Page:Chavette - Les Petites Comédies du vice, 1890.djvu/9

Le texte de cette page a été corrigé et est conforme au fac-similé.

Il est condamné à mort.

En rentrant au logis, l’employé juré se dit :

— Voici une excellente occasion de rendre tous les dîners que j’ai reçus.

Aussi, le moment arrivé, écrit-il à ses amis :

« Nous guillotinons Saint-Phar jeudi : venez donc me demander à déjeuner, j’ai trois fenêtres sur la place et un rare cordon bleu. Nous verrons à rire un peu ».

Au jour dit, tous les amis sont au rendez-vous de l’employé, qui a aussi invité son chef de division, homme influent qui le protège.

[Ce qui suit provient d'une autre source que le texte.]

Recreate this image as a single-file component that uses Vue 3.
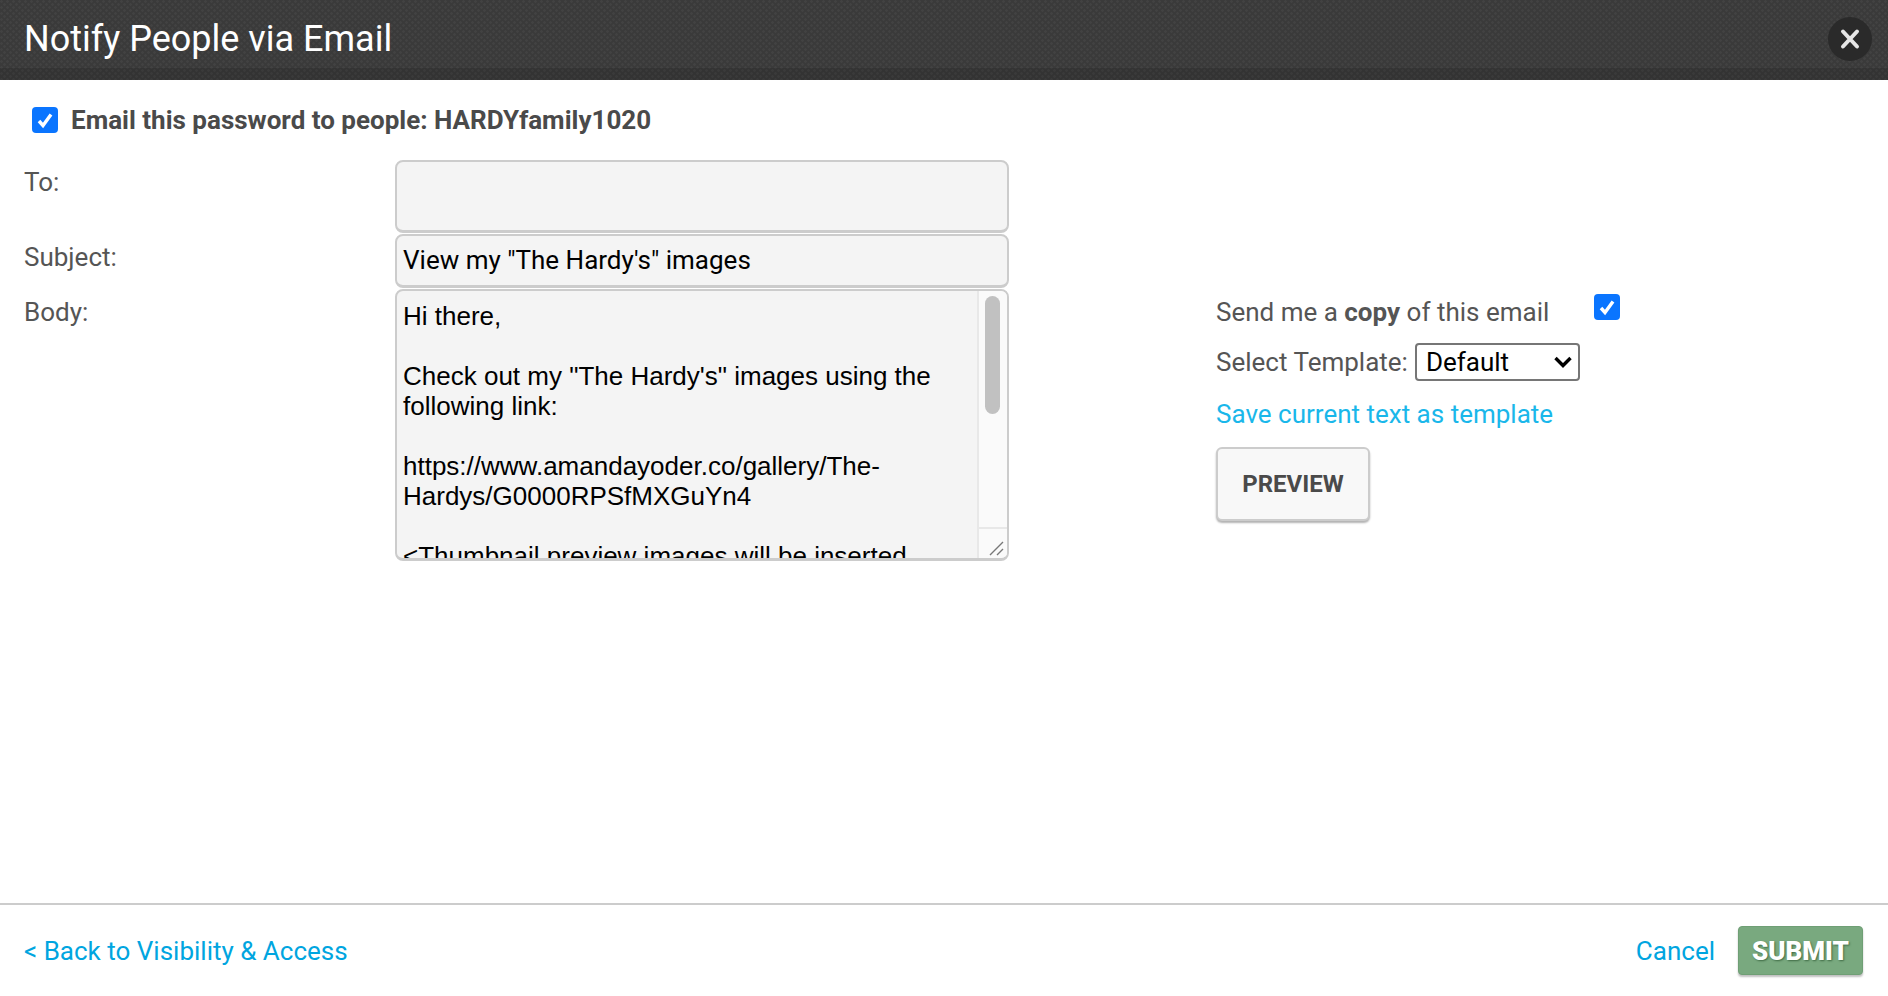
<script setup>
const bodyLines = [
  'Hi there,',
  '',
  'Check out my "The Hardy\'s" images using the',
  'following link:',
  '',
  'https://www.amandayoder.co/gallery/The-',
  'Hardys/G0000RPSfMXGuYn4',
  '',
  '<Thumbnail preview images will be inserted'
]
</script>

<template>
  <div class="dialog">
    <header class="head">
      <h1>Notify People via Email</h1>
      <button class="close" aria-label="Close">
        <svg width="24" height="24" viewBox="0 0 24 24">
          <path d="M5 4.5 L19 19.5 M19 4.5 L5 19.5" stroke="#e6e6e6" stroke-width="4" stroke-linecap="round" fill="none" />
        </svg>
      </button>
    </header>

    <main class="content">
      <label class="notify">
        <span class="check">
          <svg width="18" height="18" viewBox="0 0 18 18"><path d="M3 10 L7 14.5 L15 3.5" stroke="#fff" stroke-width="3.4" fill="none" /></svg>
        </span>
        <span>Email this password to people: HARDYfamily1020</span>
      </label>

      <div class="columns">
        <div class="form">
          <label class="lbl lbl-to">To:</label>
          <div class="field to"></div>
          <label class="lbl lbl-subject">Subject:</label>
          <div class="field subject">View my "The Hardy's" images</div>
          <label class="lbl lbl-body">Body:</label>
          <div class="field body">
            <div class="body-text">
              <div v-for="(line, i) in bodyLines" :key="i" class="line">{{ line }}</div>
            </div>
            <div class="scroll">
              <div class="thumb"></div>
              <div class="corner">
                <svg width="22" height="22" viewBox="0 0 22 22">
                  <path d="M5 19 L18 6 M12 19 L18 13" stroke="#777" stroke-width="1.4" fill="none" />
                </svg>
              </div>
            </div>
          </div>
        </div>

        <aside class="side">
          <div class="copy">
            <span>Send me a <b>copy</b> of this email</span>
            <span class="check">
              <svg width="18" height="18" viewBox="0 0 18 18"><path d="M3 10 L7 14.5 L15 3.5" stroke="#fff" stroke-width="3.4" fill="none" /></svg>
            </span>
          </div>
          <div class="template">
            <span>Select Template:</span>
            <div class="select">
              <span>Default</span>
              <svg width="20" height="14" viewBox="0 0 20 14"><path d="M2.5 3 L10 10.5 L17.5 3" stroke="#000" stroke-width="3.4" fill="none" /></svg>
            </div>
          </div>
          <a class="save">Save current text as template</a>
          <button class="preview">PREVIEW</button>
        </aside>
      </div>
    </main>

    <footer class="foot">
      <a class="link">&lt; Back to Visibility &amp; Access</a>
      <div class="actions">
        <a class="link">Cancel</a>
        <button class="submit">SUBMIT</button>
      </div>
    </footer>
  </div>
</template>

<style>
html, body {
  margin: 0;
  background: #fff;
}
</style>

<style scoped>
.dialog {
  width: 1888px;
  height: 996px;
  display: flex;
  flex-direction: column;
  font-family: Roboto, "Liberation Sans", sans-serif;
  color: #555;
  overflow: hidden;
}
.head {
  height: 80px;
  box-sizing: border-box;
  display: flex;
  align-items: center;
  justify-content: space-between;
  padding: 0 16px 2px 24px;
  background-color: #3a3a3a;
  background-image:
    linear-gradient(to bottom, transparent 68px, rgba(0, 0, 0, 0.12) 68px),
    radial-gradient(circle at 25% 25%, rgba(255, 255, 255, 0.045) 1px, transparent 1.6px),
    radial-gradient(circle at 75% 75%, rgba(255, 255, 255, 0.045) 1px, transparent 1.6px);
  background-size: auto, 6px 6px, 6px 6px;
}
.head h1 {
  margin: 0;
  font-size: 36px;
  font-weight: 400;
  color: #fff;
  line-height: 1;
}
.close {
  width: 44px;
  height: 44px;
  padding: 0;
  border: none;
  border-radius: 50%;
  background: #2a2a2a;
  display: flex;
  align-items: center;
  justify-content: center;
  filter: blur(0.5px);
}
.content {
  flex: 1;
  padding: 26px 24px 0;
}
.notify {
  display: flex;
  align-items: center;
  gap: 13px;
  margin-left: 8px;
  font-size: 26px;
  font-weight: 700;
  color: #4a4a4a;
  height: 28px;
}
.check {
  width: 26px;
  height: 26px;
  flex: none;
  border-radius: 4px;
  background: #0a75ff;
  display: flex;
  align-items: center;
  justify-content: center;
}
.columns {
  display: flex;
  margin-top: 26px;
}
.form {
  width: 985px;
  display: grid;
  grid-template-columns: 371px 614px;
  grid-template-rows: 74px 55px 272px;
}
.lbl {
  font-size: 26px;
  line-height: 30px;
}
.lbl-to {
  padding-top: 7px;
}
.lbl-subject {
  padding-top: 8px;
}
.lbl-body {
  padding-top: 8px;
}
.field {
  box-sizing: border-box;
  background: #f4f4f4;
  border: 2px solid #ccc;
  border-bottom-width: 3px;
  border-radius: 8px;
  color: #000;
}
.to {
  height: 73px;
}
.subject {
  height: 54px;
  padding: 0 6px;
  font-size: 26px;
  line-height: 49px;
}
.body {
  height: 272px;
  display: flex;
  overflow: hidden;
}
.body-text {
  flex: 1;
  padding: 10px 6px 0;
  font-family: "Liberation Sans", Arial, sans-serif;
  font-size: 26px;
  line-height: 30px;
  overflow: hidden;
}
.line {
  height: 30px;
  white-space: nowrap;
}
.scroll {
  width: 28px;
  position: relative;
  background: #fafafa;
  border-left: 2px solid #e8e8e8;
}
.thumb {
  position: absolute;
  top: 5px;
  left: 6px;
  width: 15px;
  height: 118px;
  border-radius: 8px;
  background: #c1c1c1;
}
.corner {
  position: absolute;
  left: 0;
  right: 0;
  bottom: 0;
  height: 29px;
  border-top: 2px solid #e8e8e8;
  display: flex;
  align-items: flex-end;
  justify-content: flex-end;
}
.side {
  margin-left: 207px;
  padding-top: 0;
  display: flex;
  flex-direction: column;
  align-items: flex-start;
  font-size: 26px;
  margin-top: 129px;
}
.copy {
  width: 404px;
  height: 53px;
  display: flex;
  justify-content: space-between;
  align-items: flex-start;
  line-height: 30px;
  padding-top: 8px;
  box-sizing: border-box;
}
.copy .check {
  margin-top: -3px;
}
.template {
  display: flex;
  align-items: center;
  gap: 7px;
  height: 38px;
  margin-top: 1px;
}
.select {
  box-sizing: border-box;
  width: 165px;
  height: 38px;
  border: 2px solid #767676;
  border-radius: 4px;
  color: #000;
  display: flex;
  align-items: center;
  justify-content: space-between;
  padding: 0 5px 0 9px;
  background: #fff;
}
.save {
  margin-top: 18px;
  color: #1ab7ea;
  line-height: 30px;
}
.preview {
  margin-top: 18px;
  width: 154px;
  height: 74px;
  box-sizing: border-box;
  border: 2px solid #ccc;
  border-radius: 6px;
  background: #f8f8f8;
  box-shadow: 0 2px 2px rgba(0, 0, 0, 0.3);
  font-family: inherit;
  font-size: 24px;
  font-weight: 700;
  color: #4a4a4a;
  padding: 0;
}
.foot {
  height: 93px;
  box-sizing: border-box;
  border-top: 2px solid #ccc;
  display: flex;
  align-items: center;
  justify-content: space-between;
  padding: 0 25px 0 24px;
  font-size: 26px;
}
.link {
  color: #00a5e0;
}
.actions {
  display: flex;
  align-items: center;
  gap: 23px;
}
.submit {
  width: 125px;
  height: 49px;
  padding: 0;
  border: 1px solid #6f9f75;
  border-radius: 4px;
  background: #79a97f;
  box-shadow: 0 2px 2px rgba(0, 0, 0, 0.25);
  font-family: inherit;
  font-size: 26px;
  font-weight: 900;
  color: #fff;
  text-shadow: 1px 1px 2px #3f6b45;
}
</style>
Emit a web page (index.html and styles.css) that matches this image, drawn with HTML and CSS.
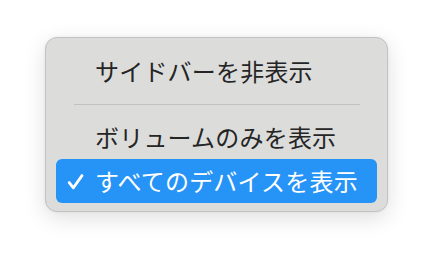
FILE: index.html
```html
<!DOCTYPE html>
<html lang="ja">
<head>
<meta charset="utf-8">
<link rel="stylesheet" href="styles.css">
</head>
<body>
<div class="menu">
  <div class="item"><span class="check"></span><span class="label">サイドバーを非表示</span></div>
  <div class="sep"></div>
  <div class="item"><span class="check"></span><span class="label">ボリュームのみを表示</span></div>
  <div class="item selected"><span class="check"><svg width="17" height="17" viewBox="0 0 17 17"><path d="M2.2 9.6 L6.4 14.8 L15 2.6" fill="none" stroke="#fff" stroke-width="2.8" stroke-linecap="round" stroke-linejoin="round"/></svg></span><span class="label">すべてのデバイスを表示</span></div>
</div>
</body>
</html>
```
FILE: styles.css
```css
html, body {
  margin: 0;
  padding: 0;
  background: #ffffff;
}
body {
  width: 434px;
  height: 266px;
  overflow: hidden;
  font-family: "Noto Sans CJK JP", "Noto Sans", sans-serif;
}
.menu {
  margin: 37px 0 0 45px;
  width: 343px;
  height: 175px;
  box-sizing: border-box;
  padding: 11px 10px 8px;
  background: #dcdcdb;
  border: 1px solid #c2c2c2;
  border-radius: 12px;
  box-shadow: 0 6px 22px rgba(0, 0, 0, 0.13), 0 0 3px rgba(0,0,0,0.06);
}
.item {
  height: 44px;
  display: flex;
  align-items: center;
  padding-left: 11px;
  border-radius: 6px;
  color: #252525;
  font-size: 24px;
  line-height: 1;
}
.check {
  width: 28px;
  display: flex;
  align-items: center;
}
.label {
  white-space: nowrap;
  letter-spacing: 0.2px;
}
.selected {
  background: #2693f6;
  color: #ffffff;
}
.sep {
  height: 22px;
  margin: 0 17px 0 18px;
  display: flex;
  align-items: center;
}
.sep::before {
  content: "";
  display: block;
  width: 100%;
  height: 1px;
  background: #c2c2c2;
}
```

Comme aucune exécution publique n’a eu lieu depuis cinquante années dans la ville, on a négligé le personnel de l’exécution.

Le bourreau est un vieillard débile.

Son premier aide a quitté cette terre.

Le second valet relève d’une longue maladie qui l’a laissé sans forces.

Si le condamné, qui est un Hercule, n’y met pas un peu de bonne volonté, la justice des hommes sera difficilement satisfaite.

Au moment du dessert, arrive de la prison cette terrifiante nouvelle :

— Saint-Phar ne veut pas se laisser taquiner.

Désespoir des invités, qui s’écrient en chœur :

— Voici notre petite fête gâtée ! On ne peut plus compter sur rien !

Le chef de division fronce le sourcil.